**What you should do:** Can you transcribe every line exactly and leave the pictures behind?

•••••

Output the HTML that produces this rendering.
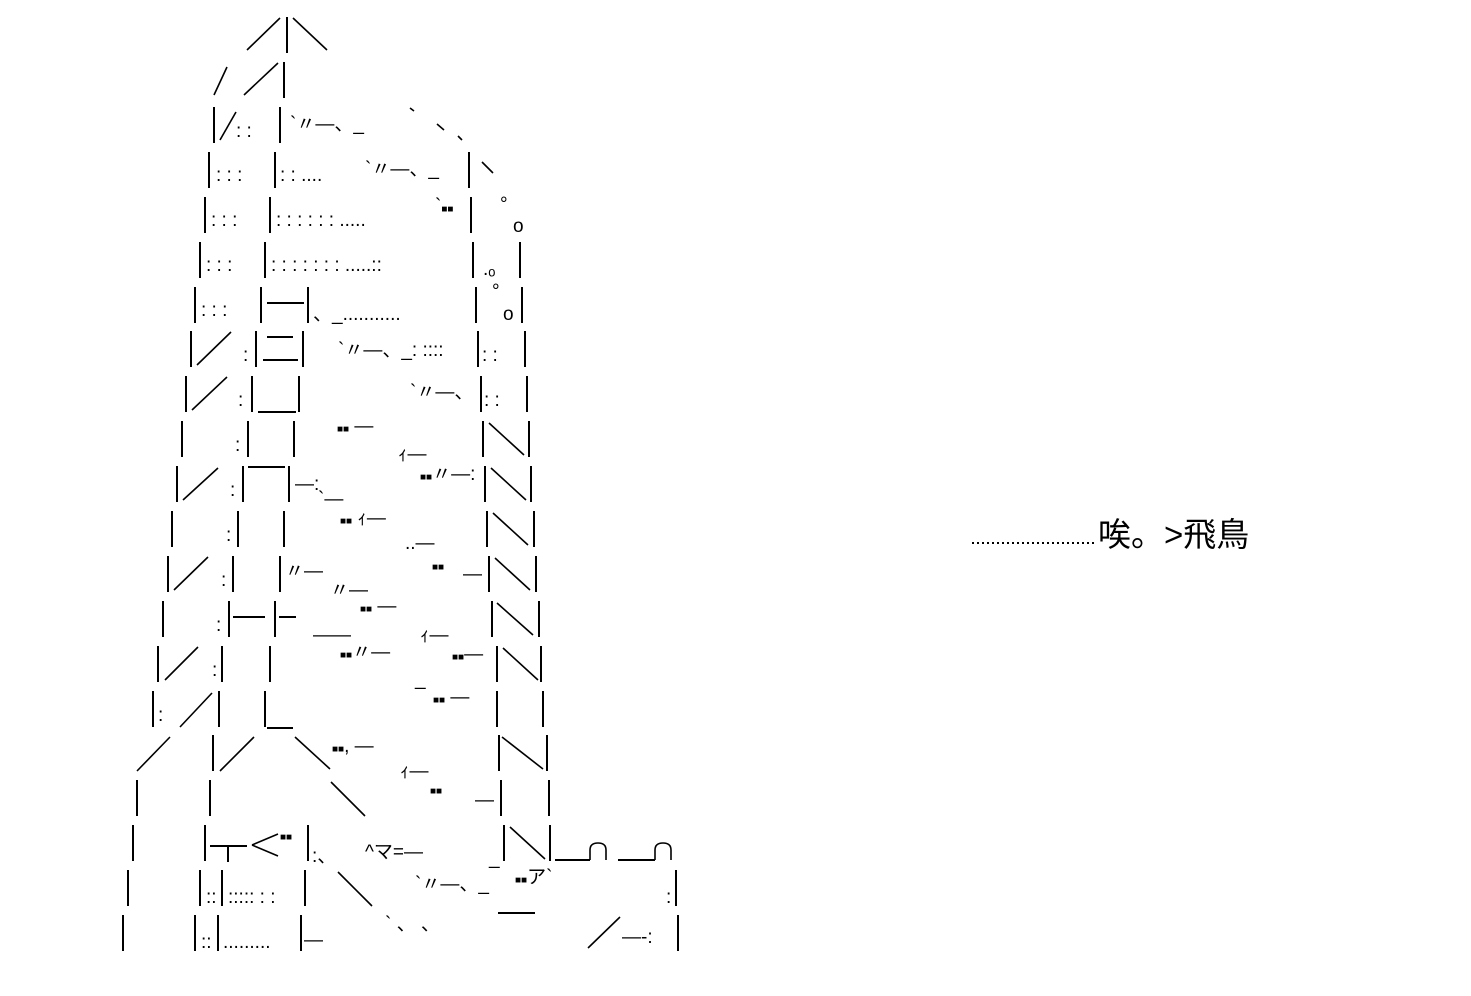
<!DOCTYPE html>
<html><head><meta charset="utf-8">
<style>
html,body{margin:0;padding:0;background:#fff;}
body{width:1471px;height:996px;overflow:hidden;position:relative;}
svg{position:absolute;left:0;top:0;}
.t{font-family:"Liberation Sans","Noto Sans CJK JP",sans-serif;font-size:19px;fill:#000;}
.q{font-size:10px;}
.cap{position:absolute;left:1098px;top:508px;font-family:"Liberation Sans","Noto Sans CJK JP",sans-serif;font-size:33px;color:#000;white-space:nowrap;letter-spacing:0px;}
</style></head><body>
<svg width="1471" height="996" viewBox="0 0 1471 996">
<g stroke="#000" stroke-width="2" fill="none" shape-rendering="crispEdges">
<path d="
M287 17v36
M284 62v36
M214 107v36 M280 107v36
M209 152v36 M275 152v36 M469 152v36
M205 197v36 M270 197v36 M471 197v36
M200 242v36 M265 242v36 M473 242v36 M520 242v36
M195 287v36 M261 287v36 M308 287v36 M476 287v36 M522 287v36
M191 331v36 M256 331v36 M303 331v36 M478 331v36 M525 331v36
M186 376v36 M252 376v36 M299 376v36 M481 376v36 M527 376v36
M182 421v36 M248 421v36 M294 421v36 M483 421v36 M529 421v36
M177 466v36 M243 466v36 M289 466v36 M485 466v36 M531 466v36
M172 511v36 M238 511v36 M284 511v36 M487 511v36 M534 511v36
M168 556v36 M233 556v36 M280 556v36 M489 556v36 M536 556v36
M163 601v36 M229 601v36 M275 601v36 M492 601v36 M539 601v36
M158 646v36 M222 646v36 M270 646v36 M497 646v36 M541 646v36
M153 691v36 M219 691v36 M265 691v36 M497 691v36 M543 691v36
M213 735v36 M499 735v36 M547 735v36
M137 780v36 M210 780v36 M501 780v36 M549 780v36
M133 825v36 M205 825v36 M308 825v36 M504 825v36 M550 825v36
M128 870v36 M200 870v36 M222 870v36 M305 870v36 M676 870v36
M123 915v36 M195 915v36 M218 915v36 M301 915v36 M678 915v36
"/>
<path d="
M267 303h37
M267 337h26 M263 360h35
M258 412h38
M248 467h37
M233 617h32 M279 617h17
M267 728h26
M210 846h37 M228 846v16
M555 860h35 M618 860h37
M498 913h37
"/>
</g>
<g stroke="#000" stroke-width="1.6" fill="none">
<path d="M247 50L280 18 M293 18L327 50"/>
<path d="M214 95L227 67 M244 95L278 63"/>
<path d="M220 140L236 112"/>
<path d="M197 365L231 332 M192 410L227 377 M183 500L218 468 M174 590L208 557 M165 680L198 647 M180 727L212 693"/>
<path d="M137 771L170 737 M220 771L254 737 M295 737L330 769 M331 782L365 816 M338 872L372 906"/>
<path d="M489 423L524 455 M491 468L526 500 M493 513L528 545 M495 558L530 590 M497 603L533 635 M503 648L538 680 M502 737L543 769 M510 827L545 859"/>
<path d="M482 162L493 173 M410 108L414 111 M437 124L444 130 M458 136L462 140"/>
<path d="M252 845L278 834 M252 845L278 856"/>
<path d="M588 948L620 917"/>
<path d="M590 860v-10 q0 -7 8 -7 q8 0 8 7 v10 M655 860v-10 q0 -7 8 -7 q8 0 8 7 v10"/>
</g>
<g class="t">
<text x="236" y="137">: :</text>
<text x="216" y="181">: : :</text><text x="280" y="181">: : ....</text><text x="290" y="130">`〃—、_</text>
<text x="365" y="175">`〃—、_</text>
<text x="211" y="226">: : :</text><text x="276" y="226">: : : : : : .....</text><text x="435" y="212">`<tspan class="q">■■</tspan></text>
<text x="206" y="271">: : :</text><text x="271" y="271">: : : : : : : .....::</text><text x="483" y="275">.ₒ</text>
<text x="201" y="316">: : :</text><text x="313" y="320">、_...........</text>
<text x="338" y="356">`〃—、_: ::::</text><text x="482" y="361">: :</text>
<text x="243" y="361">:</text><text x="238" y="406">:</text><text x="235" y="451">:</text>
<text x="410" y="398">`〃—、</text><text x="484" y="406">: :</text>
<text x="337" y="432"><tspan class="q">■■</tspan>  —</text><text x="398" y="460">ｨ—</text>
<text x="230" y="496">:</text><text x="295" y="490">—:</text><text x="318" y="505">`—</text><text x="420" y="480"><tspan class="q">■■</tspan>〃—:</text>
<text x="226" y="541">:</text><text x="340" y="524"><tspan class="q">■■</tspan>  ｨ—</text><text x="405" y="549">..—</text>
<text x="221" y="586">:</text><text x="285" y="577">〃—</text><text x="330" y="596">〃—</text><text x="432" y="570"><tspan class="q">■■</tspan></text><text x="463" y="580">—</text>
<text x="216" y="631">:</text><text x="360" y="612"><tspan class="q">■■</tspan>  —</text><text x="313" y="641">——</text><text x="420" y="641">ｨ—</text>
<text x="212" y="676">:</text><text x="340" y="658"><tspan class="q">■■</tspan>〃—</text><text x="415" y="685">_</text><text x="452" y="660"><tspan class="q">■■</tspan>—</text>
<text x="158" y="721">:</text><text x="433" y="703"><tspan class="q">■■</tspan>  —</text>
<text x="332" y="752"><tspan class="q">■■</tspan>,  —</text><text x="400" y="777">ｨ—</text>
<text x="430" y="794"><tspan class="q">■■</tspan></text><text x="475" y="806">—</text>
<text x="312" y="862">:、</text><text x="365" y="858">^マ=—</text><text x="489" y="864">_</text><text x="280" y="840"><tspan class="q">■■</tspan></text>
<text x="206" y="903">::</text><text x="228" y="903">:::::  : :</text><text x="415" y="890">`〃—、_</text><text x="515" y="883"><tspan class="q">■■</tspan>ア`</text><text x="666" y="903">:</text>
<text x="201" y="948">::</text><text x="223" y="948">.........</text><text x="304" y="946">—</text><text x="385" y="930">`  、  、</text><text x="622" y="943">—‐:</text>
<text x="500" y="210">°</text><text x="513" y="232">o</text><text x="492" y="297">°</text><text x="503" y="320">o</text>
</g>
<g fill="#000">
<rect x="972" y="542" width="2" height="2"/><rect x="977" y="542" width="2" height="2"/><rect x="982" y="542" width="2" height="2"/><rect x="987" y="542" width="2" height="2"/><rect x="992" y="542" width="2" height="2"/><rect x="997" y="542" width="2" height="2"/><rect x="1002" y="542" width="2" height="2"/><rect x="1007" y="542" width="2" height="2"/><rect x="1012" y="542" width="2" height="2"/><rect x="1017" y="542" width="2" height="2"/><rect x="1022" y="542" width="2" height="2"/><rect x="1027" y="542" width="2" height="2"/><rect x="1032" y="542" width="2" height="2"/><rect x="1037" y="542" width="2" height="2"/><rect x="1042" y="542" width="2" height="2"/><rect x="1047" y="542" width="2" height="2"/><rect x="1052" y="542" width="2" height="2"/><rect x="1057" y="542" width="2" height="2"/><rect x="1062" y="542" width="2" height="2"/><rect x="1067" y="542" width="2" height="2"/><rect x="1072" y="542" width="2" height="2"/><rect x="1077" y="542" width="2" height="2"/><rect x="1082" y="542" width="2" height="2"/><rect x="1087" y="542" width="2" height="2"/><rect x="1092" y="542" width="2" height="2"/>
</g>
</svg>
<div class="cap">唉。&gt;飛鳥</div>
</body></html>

•••••

**Final answer:**
Output the HTML that produces this rendering.
<!DOCTYPE html>
<html><head><meta charset="utf-8">
<style>
html,body{margin:0;padding:0;background:#fff;}
body{width:1471px;height:996px;overflow:hidden;position:relative;}
svg{position:absolute;left:0;top:0;}
.t{font-family:"Liberation Sans","Noto Sans CJK JP",sans-serif;font-size:19px;fill:#000;}
.q{font-size:10px;}
.cap{position:absolute;left:1098px;top:508px;font-family:"Liberation Sans","Noto Sans CJK JP",sans-serif;font-size:33px;color:#000;white-space:nowrap;letter-spacing:0px;}
</style></head><body>
<svg width="1471" height="996" viewBox="0 0 1471 996">
<g stroke="#000" stroke-width="2" fill="none" shape-rendering="crispEdges">
<path d="
M287 17v36
M284 62v36
M214 107v36 M280 107v36
M209 152v36 M275 152v36 M469 152v36
M205 197v36 M270 197v36 M471 197v36
M200 242v36 M265 242v36 M473 242v36 M520 242v36
M195 287v36 M261 287v36 M308 287v36 M476 287v36 M522 287v36
M191 331v36 M256 331v36 M303 331v36 M478 331v36 M525 331v36
M186 376v36 M252 376v36 M299 376v36 M481 376v36 M527 376v36
M182 421v36 M248 421v36 M294 421v36 M483 421v36 M529 421v36
M177 466v36 M243 466v36 M289 466v36 M485 466v36 M531 466v36
M172 511v36 M238 511v36 M284 511v36 M487 511v36 M534 511v36
M168 556v36 M233 556v36 M280 556v36 M489 556v36 M536 556v36
M163 601v36 M229 601v36 M275 601v36 M492 601v36 M539 601v36
M158 646v36 M222 646v36 M270 646v36 M497 646v36 M541 646v36
M153 691v36 M219 691v36 M265 691v36 M497 691v36 M543 691v36
M213 735v36 M499 735v36 M547 735v36
M137 780v36 M210 780v36 M501 780v36 M549 780v36
M133 825v36 M205 825v36 M308 825v36 M504 825v36 M550 825v36
M128 870v36 M200 870v36 M222 870v36 M305 870v36 M676 870v36
M123 915v36 M195 915v36 M218 915v36 M301 915v36 M678 915v36
"/>
<path d="
M267 303h37
M267 337h26 M263 360h35
M258 412h38
M248 467h37
M233 617h32 M279 617h17
M267 728h26
M210 846h37 M228 846v16
M555 860h35 M618 860h37
M498 913h37
"/>
</g>
<g stroke="#000" stroke-width="1.6" fill="none">
<path d="M247 50L280 18 M293 18L327 50"/>
<path d="M214 95L227 67 M244 95L278 63"/>
<path d="M220 140L236 112"/>
<path d="M197 365L231 332 M192 410L227 377 M183 500L218 468 M174 590L208 557 M165 680L198 647 M180 727L212 693"/>
<path d="M137 771L170 737 M220 771L254 737 M295 737L330 769 M331 782L365 816 M338 872L372 906"/>
<path d="M489 423L524 455 M491 468L526 500 M493 513L528 545 M495 558L530 590 M497 603L533 635 M503 648L538 680 M502 737L543 769 M510 827L545 859"/>
<path d="M482 162L493 173 M410 108L414 111 M437 124L444 130 M458 136L462 140"/>
<path d="M252 845L278 834 M252 845L278 856"/>
<path d="M588 948L620 917"/>
<path d="M590 860v-10 q0 -7 8 -7 q8 0 8 7 v10 M655 860v-10 q0 -7 8 -7 q8 0 8 7 v10"/>
</g>
<g class="t">
<text x="236" y="137">: :</text>
<text x="216" y="181">: : :</text><text x="280" y="181">: : ....</text><text x="290" y="130">`〃—、_</text>
<text x="365" y="175">`〃—、_</text>
<text x="211" y="226">: : :</text><text x="276" y="226">: : : : : : .....</text><text x="435" y="212">`<tspan class="q">■■</tspan></text>
<text x="206" y="271">: : :</text><text x="271" y="271">: : : : : : : .....::</text><text x="483" y="275">.ₒ</text>
<text x="201" y="316">: : :</text><text x="313" y="320">、_...........</text>
<text x="338" y="356">`〃—、_: ::::</text><text x="482" y="361">: :</text>
<text x="243" y="361">:</text><text x="238" y="406">:</text><text x="235" y="451">:</text>
<text x="410" y="398">`〃—、</text><text x="484" y="406">: :</text>
<text x="337" y="432"><tspan class="q">■■</tspan>  —</text><text x="398" y="460">ｨ—</text>
<text x="230" y="496">:</text><text x="295" y="490">—:</text><text x="318" y="505">`—</text><text x="420" y="480"><tspan class="q">■■</tspan>〃—:</text>
<text x="226" y="541">:</text><text x="340" y="524"><tspan class="q">■■</tspan>  ｨ—</text><text x="405" y="549">..—</text>
<text x="221" y="586">:</text><text x="285" y="577">〃—</text><text x="330" y="596">〃—</text><text x="432" y="570"><tspan class="q">■■</tspan></text><text x="463" y="580">—</text>
<text x="216" y="631">:</text><text x="360" y="612"><tspan class="q">■■</tspan>  —</text><text x="313" y="641">——</text><text x="420" y="641">ｨ—</text>
<text x="212" y="676">:</text><text x="340" y="658"><tspan class="q">■■</tspan>〃—</text><text x="415" y="685">_</text><text x="452" y="660"><tspan class="q">■■</tspan>—</text>
<text x="158" y="721">:</text><text x="433" y="703"><tspan class="q">■■</tspan>  —</text>
<text x="332" y="752"><tspan class="q">■■</tspan>,  —</text><text x="400" y="777">ｨ—</text>
<text x="430" y="794"><tspan class="q">■■</tspan></text><text x="475" y="806">—</text>
<text x="312" y="862">:、</text><text x="365" y="858">^マ=—</text><text x="489" y="864">_</text><text x="280" y="840"><tspan class="q">■■</tspan></text>
<text x="206" y="903">::</text><text x="228" y="903">:::::  : :</text><text x="415" y="890">`〃—、_</text><text x="515" y="883"><tspan class="q">■■</tspan>ア`</text><text x="666" y="903">:</text>
<text x="201" y="948">::</text><text x="223" y="948">.........</text><text x="304" y="946">—</text><text x="385" y="930">`  、  、</text><text x="622" y="943">—‐:</text>
<text x="500" y="210">°</text><text x="513" y="232">o</text><text x="492" y="297">°</text><text x="503" y="320">o</text>
</g>
<g fill="#000">
<rect x="972" y="542" width="2" height="2"/><rect x="977" y="542" width="2" height="2"/><rect x="982" y="542" width="2" height="2"/><rect x="987" y="542" width="2" height="2"/><rect x="992" y="542" width="2" height="2"/><rect x="997" y="542" width="2" height="2"/><rect x="1002" y="542" width="2" height="2"/><rect x="1007" y="542" width="2" height="2"/><rect x="1012" y="542" width="2" height="2"/><rect x="1017" y="542" width="2" height="2"/><rect x="1022" y="542" width="2" height="2"/><rect x="1027" y="542" width="2" height="2"/><rect x="1032" y="542" width="2" height="2"/><rect x="1037" y="542" width="2" height="2"/><rect x="1042" y="542" width="2" height="2"/><rect x="1047" y="542" width="2" height="2"/><rect x="1052" y="542" width="2" height="2"/><rect x="1057" y="542" width="2" height="2"/><rect x="1062" y="542" width="2" height="2"/><rect x="1067" y="542" width="2" height="2"/><rect x="1072" y="542" width="2" height="2"/><rect x="1077" y="542" width="2" height="2"/><rect x="1082" y="542" width="2" height="2"/><rect x="1087" y="542" width="2" height="2"/><rect x="1092" y="542" width="2" height="2"/>
</g>
</svg>
<div class="cap">唉。&gt;飛鳥</div>
</body></html>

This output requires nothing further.